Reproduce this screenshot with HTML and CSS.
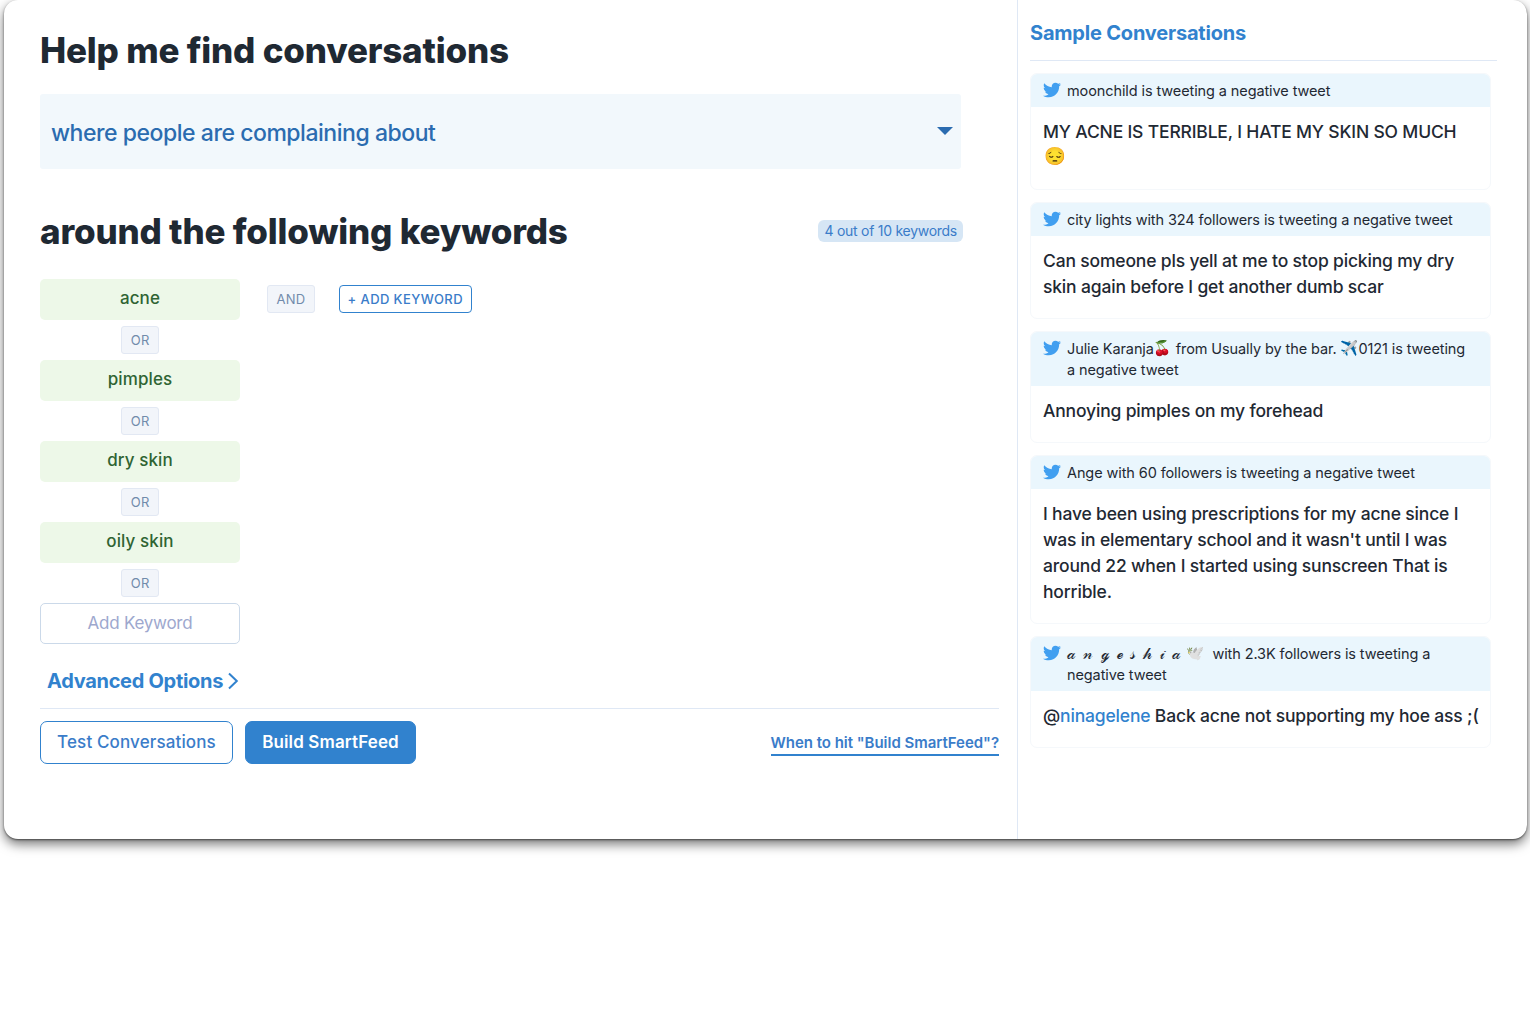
FILE: index.html
```html
<!DOCTYPE html>
<html lang="en">
<head>
  <meta charset="UTF-8">
  <title>Find conversations</title>
  <link rel="stylesheet" href="styles.css">
</head>
<body>
  <!-- Twitter icon, reused in every card -->
  <svg class="sprite" width="0" height="0">
    <symbol id="twitter" viewBox="0 0 24 24">
      <path d="M23.954 4.569c-.885.389-1.83.654-2.825.775 1.014-.611 1.794-1.574 2.163-2.723-.951.555-2.005.959-3.127 1.184-.896-.959-2.173-1.559-3.591-1.559-2.717 0-4.92 2.203-4.92 4.917 0 .39.045.765.127 1.124C7.691 8.094 4.066 6.13 1.64 3.161c-.427.722-.666 1.561-.666 2.475 0 1.71.87 3.213 2.188 4.096-.807-.026-1.566-.248-2.228-.616v.061c0 2.385 1.693 4.374 3.946 4.827-.413.111-.849.171-1.296.171-.314 0-.615-.03-.916-.086.631 1.953 2.445 3.377 4.604 3.417-1.68 1.319-3.809 2.105-6.102 2.105-.39 0-.779-.023-1.17-.067 2.189 1.394 4.768 2.209 7.557 2.209 9.054 0 13.999-7.496 13.999-13.986 0-.209 0-.42-.015-.63.961-.689 1.8-1.56 2.46-2.548l-.047-.02z"/>
    </symbol>
  </svg>

  <div class="window">
    <main class="builder">
      <h1>Help me find conversations</h1>
      <div class="select">
        <span>where people are complaining about</span>
        <i class="caret"></i>
      </div>

      <div class="keywords-head">
        <h1>around the following keywords</h1>
        <span class="count">4 out of 10 keywords</span>
      </div>

      <div class="keywords">
        <div class="group">
          <div class="keyword">acne</div>
          <span class="op">OR</span>
          <div class="keyword">pimples</div>
          <span class="op">OR</span>
          <div class="keyword">dry skin</div>
          <span class="op">OR</span>
          <div class="keyword">oily skin</div>
          <span class="op">OR</span>
          <div class="keyword empty">Add Keyword</div>
        </div>
        <span class="op and">AND</span>
        <button class="add">+ ADD KEYWORD</button>
      </div>

      <a class="advanced">Advanced Options
        <svg width="12" height="18" viewBox="0 0 12 18"><path d="M2 1.5L9.8 9L2 16.5"/></svg>
      </a>

      <div class="actions">
        <button class="btn">Test Conversations</button>
        <button class="btn primary">Build SmartFeed</button>
        <a class="help">When to hit "Build SmartFeed"?</a>
      </div>
    </main>

    <aside class="samples">
      <h2>Sample Conversations</h2>

      <div class="card">
        <div class="card-head">
          <svg class="bird"><use href="#twitter"/></svg>
          <span>moonchild is tweeting a negative tweet</span>
        </div>
        <p>MY ACNE IS TERRIBLE, I HATE MY SKIN SO MUCH <span class="emoji">😔</span></p>
      </div>

      <div class="card">
        <div class="card-head">
          <svg class="bird"><use href="#twitter"/></svg>
          <span>city lights with 324 followers is tweeting a negative tweet</span>
        </div>
        <p>Can someone pls yell at me to stop picking my dry skin again before I get another dumb scar</p>
      </div>

      <div class="card">
        <div class="card-head">
          <svg class="bird"><use href="#twitter"/></svg>
          <span>Julie Karanja<span class="emoji">🍒</span> from Usually by the bar. <span class="emoji">✈️</span>0121 is tweeting a negative tweet</span>
        </div>
        <p>Annoying pimples on my forehead</p>
      </div>

      <div class="card">
        <div class="card-head">
          <svg class="bird"><use href="#twitter"/></svg>
          <span>Ange with 60 followers is tweeting a negative tweet</span>
        </div>
        <p>I have been using prescriptions for my acne since I was in elementary school and it wasn't until I was around 22 when I started using sunscreen That is horrible.</p>
      </div>

      <div class="card">
        <div class="card-head">
          <svg class="bird"><use href="#twitter"/></svg>
          <span><span class="script">𝒶 𝓃 ℊ ℯ 𝓈 𝒽 𝒾 𝒶</span> <span class="emoji">🕊</span>&nbsp; with 2.3K followers is tweeting a negative tweet</span>
        </div>
        <p>@<a>ninagelene</a> Back acne not supporting my hoe ass ;(</p>
      </div>
    </aside>
  </div>
</body>
</html>
```

FILE: styles.css
```css
* {
  box-sizing: border-box;
}

body {
  margin: 0;
  min-height: 1010px;
  background: #fff;
  color: #1f2933;
  font-family: Inter, "Liberation Sans", sans-serif;
}

h1, h2, p {
  margin: 0;
}

button {
  font-family: inherit;
  background: #fff;
}

.sprite {
  display: block;
}

.window {
  display: flex;
  width: 1523px;
  height: 839px;
  margin-left: 4px;
  background: #fff;
  border-radius: 14px;
  box-shadow: 0 1px 2px rgba(0, 0, 0, 0.5), 0 5px 12px rgba(0, 0, 0, 0.55);
}

.builder {
  width: 1013px;
  padding: 25px 18px 0 36px;
}

h1 {
  font-size: 35px;
  line-height: 50px;
  font-weight: 800;
  letter-spacing: -0.19px;
}

.select {
  display: flex;
  align-items: center;
  justify-content: space-between;
  width: 921px;
  height: 75px;
  margin-top: 19px;
  padding: 2px 8px 0 11px;
  background: #f2f8fc;
  border-radius: 3px;
  color: #2b6cb0;
  font-size: 23px;
  font-weight: 500;
  letter-spacing: -0.46px;
}

.caret {
  border: 8px solid transparent;
  border-top-color: #2b6cb0;
  border-bottom: 0;
  margin-bottom: 4px;
}

.keywords-head {
  display: flex;
  align-items: center;
  justify-content: space-between;
  width: 923px;
  margin-top: 37px;
}

.count {
  height: 22px;
  padding: 0 6px 0 7px;
  border-radius: 6px;
  background: #d6e6f5;
  color: #3a7cc9;
  font-size: 14px;
  line-height: 22px;
  letter-spacing: -0.27px;
}

.keywords {
  display: flex;
  align-items: flex-start;
  margin-top: 23px;
}

.group {
  display: flex;
  flex-direction: column;
  align-items: center;
  gap: 6px;
  width: 200px;
}

.keyword {
  width: 200px;
  height: 41px;
  border-radius: 5px;
  background: #edf8e8;
  color: #2f6433;
  font-size: 17px;
  line-height: 38px;
  font-weight: 500;
  text-align: center;
  letter-spacing: 0.1px;
}

.keyword.empty {
  background: #fff;
  border: 1px solid #cbd9e9;
  color: #9da8ce;
  font-weight: 400;
  letter-spacing: -0.25px;
}

.op {
  height: 28px;
  padding: 0 8px 0 8.5px;
  border: 1px solid #e2e8f3;
  border-radius: 3px;
  background: #f2f5fa;
  color: #718bab;
  font-size: 13px;
  line-height: 27px;
  letter-spacing: 0.3px;
}

.and {
  margin: 6px 24px 0 27px;
}

.add {
  height: 28px;
  margin-top: 6px;
  padding: 0 8px;
  border: 1px solid #3182ce;
  border-radius: 4px;
  color: #3a7cc9;
  font-size: 13px;
  font-weight: 500;
  letter-spacing: 0.41px;
}

.advanced {
  display: flex;
  align-items: center;
  gap: 4px;
  margin: 22px 0 0 7px;
  height: 30px;
  color: #3182ce;
  font-size: 20px;
  font-weight: 700;
  letter-spacing: -0.3px;
}

.advanced svg {
  fill: none;
  stroke: #3182ce;
  stroke-width: 2;
}

.actions {
  display: flex;
  align-items: center;
  gap: 12px;
  margin-top: 12px;
  padding-top: 12px;
  border-top: 1px solid #dfe8f5;
}

.btn {
  width: 193px;
  height: 43px;
  padding: 0 0 1px;
  border: 1px solid #3182ce;
  border-radius: 7px;
  color: #3a7cc9;
  font-size: 17px;
  font-weight: 500;
  letter-spacing: 0.13px;
}

.btn.primary {
  width: 171px;
  background: #3182ce;
  color: #fff;
  font-weight: 600;
}

.help {
  margin-left: auto;
  margin-top: 2px;
  border-bottom: 2px solid #3182ce;
  color: #3a7cc9;
  font-size: 15px;
  line-height: 23px;
  font-weight: 600;
  letter-spacing: -0.03px;
}

.samples {
  flex: 1;
  padding: 18px 30px 0 12px;
  border-left: 1px solid #dfe8f5;
}

.samples h2 {
  height: 43px;
  margin-bottom: 12px;
  border-bottom: 1px solid #dfe8f5;
  color: #3182ce;
  font-size: 20px;
  line-height: 30px;
  font-weight: 700;
  letter-spacing: -0.2px;
}

.card {
  width: 461px;
  margin-bottom: 12px;
  border: 1px solid #f5f8fb;
  border-radius: 7px;
  overflow: hidden;
}

.card-head {
  display: flex;
  padding: 6px 18px 6px 12px;
  background: #eaf6fd;
  font-size: 14.5px;
  line-height: 21px;
  letter-spacing: -0.1px;
}

.bird {
  flex: none;
  width: 18px;
  height: 18px;
  margin: 1px 6px 0 0;
  fill: #419ff0;
}

.card p {
  padding: 12px 10px 18px 12px;
  font-size: 17.5px;
  line-height: 26px;
  font-weight: 500;
  letter-spacing: -0.17px;
}

.card a {
  color: #3182ce;
}

.emoji {
  font-family: "Noto Color Emoji", Inter, sans-serif;
  line-height: 0;
  vertical-align: 1px;
}

.card p .emoji {
  margin-left: 1px;
  vertical-align: 2px;
}

.script {
  font-size: 16px;
  line-height: 0;
  letter-spacing: 1.4px;
}
```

━━━━━━

**Set problem**
Report all lines of the data above that include the string "with".

**Answer to the task**
Reproduce this screenshot with HTML and CSS.
          <span>city lights with 324 followers is tweeting a negative tweet</span>
          <span>Ange with 60 followers is tweeting a negative tweet</span>
          <span><span class="script">𝒶 𝓃 ℊ ℯ 𝓈 𝒽 𝒾 𝒶</span> <span class="emoji">🕊</span>&nbsp; with 2.3K followers is tweeting a negative tweet</span>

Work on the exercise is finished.